Collected material —
====
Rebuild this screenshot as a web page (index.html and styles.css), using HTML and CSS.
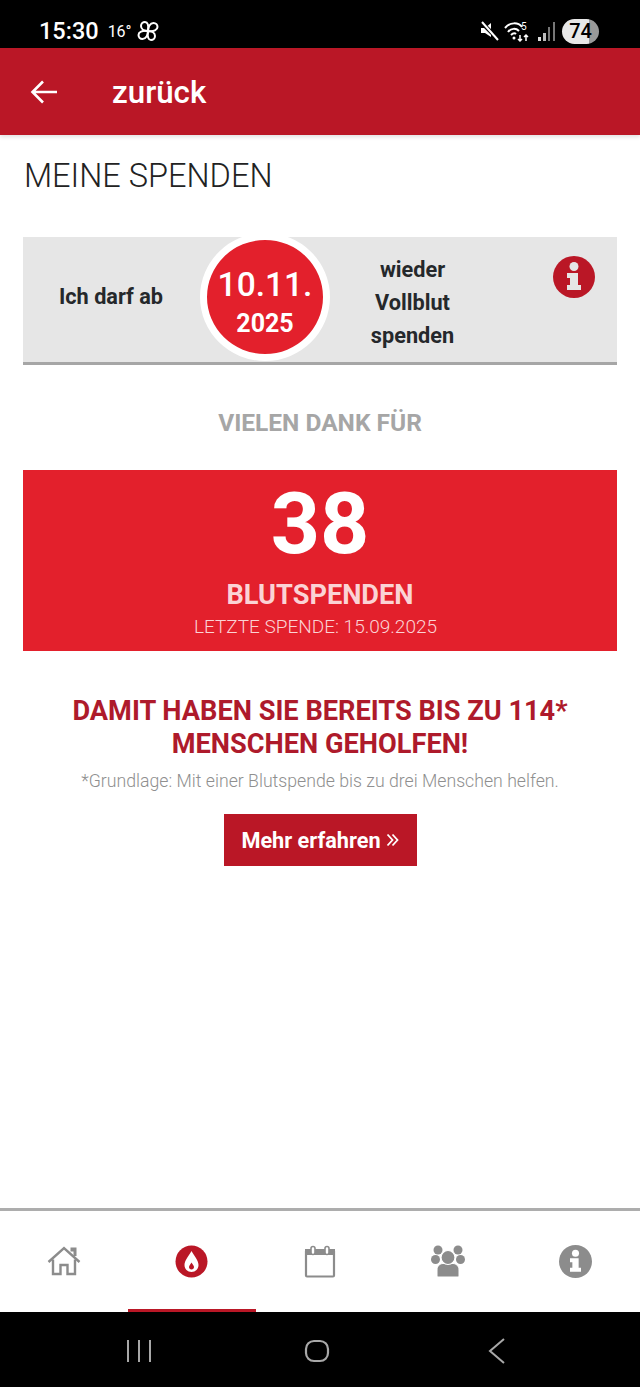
FILE: index.html
```html
<!DOCTYPE html>
<html lang="de">
<head>
    <meta charset="UTF-8">
    <meta name="viewport" content="width=device-width, initial-scale=1.0">
    <title>Meine Spenden</title>
    <link rel="stylesheet" href="styles.css">
</head>
<body>
    <div class="status-bar">
        <div class="status-left">
            <span class="status-time">15:30</span>
            <span class="status-temp">16°</span>
            <svg class="status-fan" width="24" height="24" viewBox="0 0 24 24" fill="none" stroke="#fff" stroke-width="2">
                <path d="M12 12C8 12 5 10 5 7C5 4.500 7 3 9 3C11.500 3 13 6 12 12Z"/>
                <path d="M12 12C12 8 14 4 17.500 4C20 4 21.500 6 21.500 8C21.500 10.500 18 13 12 12Z"/>
                <path d="M12 12C16 12 19 14 19 17C19 19.500 17 21 15 21C12.500 21 11 18 12 12Z"/>
                <path d="M12 12C12 16 10 20 6.500 20C4 20 2.500 18 2.500 16C2.500 13.500 6 11 12 12Z"/>
            </svg>
        </div>
        <div class="status-right">
            <svg width="22" height="22" viewBox="0 0 22 22">
                <path d="M2 8H6L12 3V17L6 13H2Z" fill="#fff"/>
                <path d="M3 3L20 20" stroke="#000" stroke-width="4"/>
                <path d="M3 2L19 20" stroke="#fff" stroke-width="2"/>
            </svg>
            <svg width="30" height="24" viewBox="0 0 30 24" fill="none" stroke="#fff" stroke-width="2">
                <path d="M1 9C6 3 14 3 18 8"/>
                <path d="M4 13C7 9 12 9 15 12"/>
                <path d="M7 16C9 14 11 14 12 15"/>
                <circle cx="10" cy="19" r="1.500" fill="#fff" stroke="none"/>
                <path d="M16 16V22M14 20L16 22L18 20M22 22V16M20 18L22 16L24 18" stroke-width="1.500"/>
                <text x="17" y="11" class="wifi-five">5</text>
            </svg>
            <svg width="20" height="24" viewBox="0 0 20 24">
                <rect x="1" y="18" width="3" height="4" fill="#ddd"/>
                <rect x="6" y="14" width="3" height="8" fill="#bbb"/>
                <rect x="11" y="8" width="2" height="14" fill="#777"/>
                <rect x="16" y="3" width="2" height="19" fill="#777"/>
            </svg>
            <span class="battery">74</span>
        </div>
    </div>

    <header class="app-bar">
        <svg width="28" height="28" viewBox="0 0 28 28" fill="none" stroke="#fff" stroke-width="2.600">
            <path d="M27 14H3M13 3.500L2.500 14L13 24.500"/>
        </svg>
        <span class="app-bar-title">zurück</span>
    </header>

    <main class="content">
        <h1 class="page-title">MEINE SPENDEN</h1>

        <section class="next-date">
            <div class="next-date-left">Ich darf ab</div>
            <div class="date-circle">
                <span class="date-day">10.11.</span>
                <span class="date-year">2025</span>
            </div>
            <div class="next-date-right">wieder<br>Vollblut<br>spenden</div>
            <svg class="next-date-info" width="42" height="42" viewBox="0 0 42 42">
                <circle cx="21" cy="21" r="21" fill="#ba1726"/>
                <circle cx="21" cy="10.500" r="4.500" fill="#e6e6e6"/>
                <path d="M14 17H25V29H28V34H14V29H17V22H14Z" fill="#e6e6e6"/>
            </svg>
        </section>

        <h2 class="thanks">VIELEN DANK FÜR</h2>

        <section class="count-box">
            <div class="count-number">38</div>
            <div class="count-label">BLUTSPENDEN</div>
            <div class="count-last">LETZTE SPENDE: 15.09.2025</div>
        </section>

        <h2 class="helped">DAMIT HABEN SIE BEREITS BIS ZU 114*<br>MENSCHEN GEHOLFEN!</h2>
        <p class="footnote">*Grundlage: Mit einer Blutspende bis zu drei Menschen helfen.</p>
        <a class="more-btn" href="#">Mehr erfahren
            <svg width="13" height="14" viewBox="0 0 13 14" fill="none" stroke="#fff" stroke-width="1.800">
                <path d="M1.500 1.500L6.500 7L1.500 12.500M6.500 1.500L11.500 7L6.500 12.500"/>
            </svg>
        </a>
    </main>

    <nav class="tab-bar">
        <a class="tab" href="#">
            <svg width="34" height="30" viewBox="0 0 34 30" fill="none" stroke="#8c8c8c" stroke-width="2.400">
                <path d="M1.500 16L17 2L32.500 16"/>
                <path d="M25 5.500V3H28V10" stroke-width="3"/>
                <path d="M6 13.500V28H13.500V19H20.500V28H28V13.500"/>
            </svg>
        </a>
        <a class="tab tab-active" href="#">
            <svg width="33" height="33" viewBox="0 0 33 33">
                <circle cx="16.500" cy="16.500" r="16" fill="#ba1726"/>
                <path d="M16.500 6C19 11 23.500 15 23.500 20C23.500 24 20.500 27 16.500 27C12.500 27 9.500 24 9.500 20C9.500 15 14 11 16.500 6Z" fill="#fff"/>
                <path d="M16.500 17.500C17.500 19.500 19 20.500 19 22C19 23.500 18 24.500 16.500 24.500C15 24.500 14 23.500 14 22C14 20.500 15.500 19.500 16.500 17.500Z" fill="#ba1726"/>
            </svg>
        </a>
        <a class="tab" href="#">
            <svg width="32" height="33" viewBox="0 0 32 33" fill="none" stroke="#8c8c8c">
                <rect x="2" y="5" width="28" height="26.500" rx="1" stroke-width="2.200"/>
                <path d="M1 4H31V10H1Z" fill="#8c8c8c" stroke="none"/>
                <rect x="7" y="1.500" width="4" height="8" rx="2" fill="#fff" stroke-width="1.600"/>
                <rect x="21" y="1.500" width="4" height="8" rx="2" fill="#fff" stroke-width="1.600"/>
            </svg>
        </a>
        <a class="tab" href="#">
            <svg width="34" height="32" viewBox="0 0 34 32" fill="#8c8c8c">
                <circle cx="7" cy="5" r="4.500"/>
                <circle cx="27" cy="5" r="4.500"/>
                <circle cx="4.500" cy="14.500" r="4.500"/>
                <circle cx="29.500" cy="14.500" r="4.500"/>
                <path d="M6 31V25C6 21 9 18.500 12 18.500H22C25 18.500 28 21 28 25V31C28 31.500 27.500 32 27 32H7C6.500 32 6 31.500 6 31Z" stroke="#fff" stroke-width="1"/>
                <circle cx="17" cy="12.500" r="7" stroke="#fff" stroke-width="1.200"/>
            </svg>
        </a>
        <a class="tab" href="#">
            <svg width="33" height="33" viewBox="0 0 42 42">
                <circle cx="21" cy="21" r="21" fill="#8c8c8c"/>
                <circle cx="21" cy="10.500" r="4.500" fill="#fff"/>
                <path d="M14 17H25V29H28V34H14V29H17V22H14Z" fill="#fff"/>
            </svg>
        </a>
    </nav>

    <div class="system-nav">
        <svg width="26" height="24" viewBox="0 0 26 24" stroke="#a8a8a8" stroke-width="2">
            <path d="M2 1V23M13 1V23M24 1V23"/>
        </svg>
        <svg width="26" height="24" viewBox="0 0 26 24" fill="none" stroke="#a8a8a8" stroke-width="2.200">
            <rect x="2" y="2" width="22" height="20" rx="8"/>
        </svg>
        <svg class="system-back" width="18" height="26" viewBox="0 0 18 26" fill="none" stroke="#a8a8a8" stroke-width="2">
            <path d="M16 1L2 13L16 25"/>
        </svg>
    </div>
</body>
</html>
```

FILE: styles.css
```css
* {
    box-sizing: border-box;
}
body {
    font-family: Roboto, "Liberation Sans", sans-serif;
    margin: 0;
    width: 640px;
    height: 1387px;
    display: flex;
    flex-direction: column;
    background: #fff;
    overflow: hidden;
}
a {
    text-decoration: none;
}

/* status bar */
.status-bar {
    height: 48px;
    background: #000;
    color: #fff;
    display: flex;
    justify-content: space-between;
    align-items: center;
    padding: 14px 41px 0 39px;
    flex: none;
}
.status-left,
.status-right {
    display: flex;
    align-items: center;
}
.status-time {
    font-size: 23.500px;
    font-weight: 500;
}
.status-temp {
    font-size: 16px;
    margin-left: 9px;
}
.status-fan {
    margin-left: 4px;
}
.status-right {
    gap: 3px;
}
.wifi-five {
    font-size: 10px;
    fill: #fff;
    stroke: none;
}
.battery {
    width: 37px;
    height: 25px;
    border-radius: 13px;
    background: linear-gradient(to right, #e8e8e8 74%, #999 74%);
    color: #000;
    font-size: 20px;
    font-weight: 500;
    line-height: 25px;
    text-align: center;
    margin-left: 2px;
}

/* app bar */
.app-bar {
    height: 87px;
    background: #ba1726;
    color: #fff;
    display: flex;
    align-items: center;
    padding: 0 0 0 30px;
    gap: 54px;
    flex: none;
    box-shadow: 0 2px 4px rgba(0, 0, 0, 0.12);
}
.app-bar-title {
    font-size: 31.300px;
    font-weight: 500;
    margin-top: 2px;
}

/* main content */
.content {
    flex: 1;
    padding: 0 23px;
    display: flex;
    flex-direction: column;
    align-items: center;
}
.page-title {
    align-self: flex-start;
    font-size: 32.500px;
    font-weight: 300;
    color: #222;
    margin: 21px 0 0 1px;
    line-height: 40px;
}
.next-date {
    width: 594px;
    height: 128px;
    margin-top: 41px;
    background: #e6e6e6;
    border-bottom: 3px solid #a6a6a6;
    display: flex;
    align-items: center;
    position: relative;
    color: #25282b;
    font-size: 21.700px;
    font-weight: 700;
}
.next-date-left {
    width: 176px;
    text-align: center;
    padding-bottom: 6px;
}
.date-circle {
    width: 130px;
    height: 128px;
    border-radius: 50%;
    background: #e3202c;
    border: 7px solid #fff;
    color: #fff;
    display: flex;
    flex-direction: column;
    align-items: center;
    justify-content: center;
    margin: 0 0 5px 1px;
    padding-top: 12px;
    flex: none;
}
.date-day {
    font-size: 33.500px;
    font-weight: 500;
    line-height: 40px;
}
.date-year {
    font-size: 25px;
    font-weight: 700;
    line-height: 37px;
}
.next-date-right {
    width: 165px;
    text-align: center;
    line-height: 33px;
    padding-top: 6px;
}
.next-date-info {
    position: absolute;
    right: 22px;
    top: 19px;
}
.thanks {
    font-size: 24.500px;
    font-weight: 700;
    color: #a6a6a6;
    margin: 40px 0 0;
    line-height: 36px;
}
.count-box {
    width: 594px;
    height: 181px;
    margin-top: 29px;
    background: #e3202c;
    color: #fff;
    display: flex;
    flex-direction: column;
    align-items: center;
}
.count-number {
    font-size: 86px;
    font-weight: 700;
    line-height: 100px;
    margin-top: 4px;
}
.count-label {
    font-size: 27.200px;
    font-weight: 700;
    color: #fbd3d5;
    line-height: 32px;
    margin-top: 5px;
}
.count-last {
    font-size: 19px;
    font-weight: 300;
    color: #fbd3d5;
    line-height: 26px;
    margin-top: 3px;
    margin-left: -9px;
}
.helped {
    font-size: 27.200px;
    font-weight: 700;
    color: #ae1a2b;
    text-align: center;
    line-height: 33px;
    margin: 44px 0 0;
}
.footnote {
    font-size: 17.700px;
    font-weight: 300;
    color: #8f8f8f;
    margin: 6px 0 0;
    line-height: 28px;
}
.more-btn {
    width: 193px;
    height: 52px;
    margin: 19px 0 0;
    background: #ba1726;
    color: #fff;
    font-size: 21.700px;
    font-weight: 700;
    display: flex;
    align-items: center;
    justify-content: center;
    gap: 5px;
}

/* bottom tabs */
.tab-bar {
    height: 104px;
    border-top: 3px solid #adadad;
    display: flex;
    flex: none;
}
.tab {
    width: 128px;
    display: flex;
    align-items: center;
    justify-content: center;
    padding: 0 1px 1px 0;
}
.tab-active {
    border-bottom: 3px solid #ba1726;
    padding: 2px 1px 0 0;
}
.system-nav {
    height: 75px;
    background: #000;
    display: flex;
    align-items: center;
    flex: none;
    padding: 2px 0 0 126px;
    gap: 152px;
}
.system-back {
    margin-left: 6px;
}
```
====
Short task —
Lines that hold "page" are the ones to copy; find all of them.

Solution —
Rebuild this screenshot as a web page (index.html and styles.css), using HTML and CSS.
        <h1 class="page-title">MEINE SPENDEN</h1>
.page-title {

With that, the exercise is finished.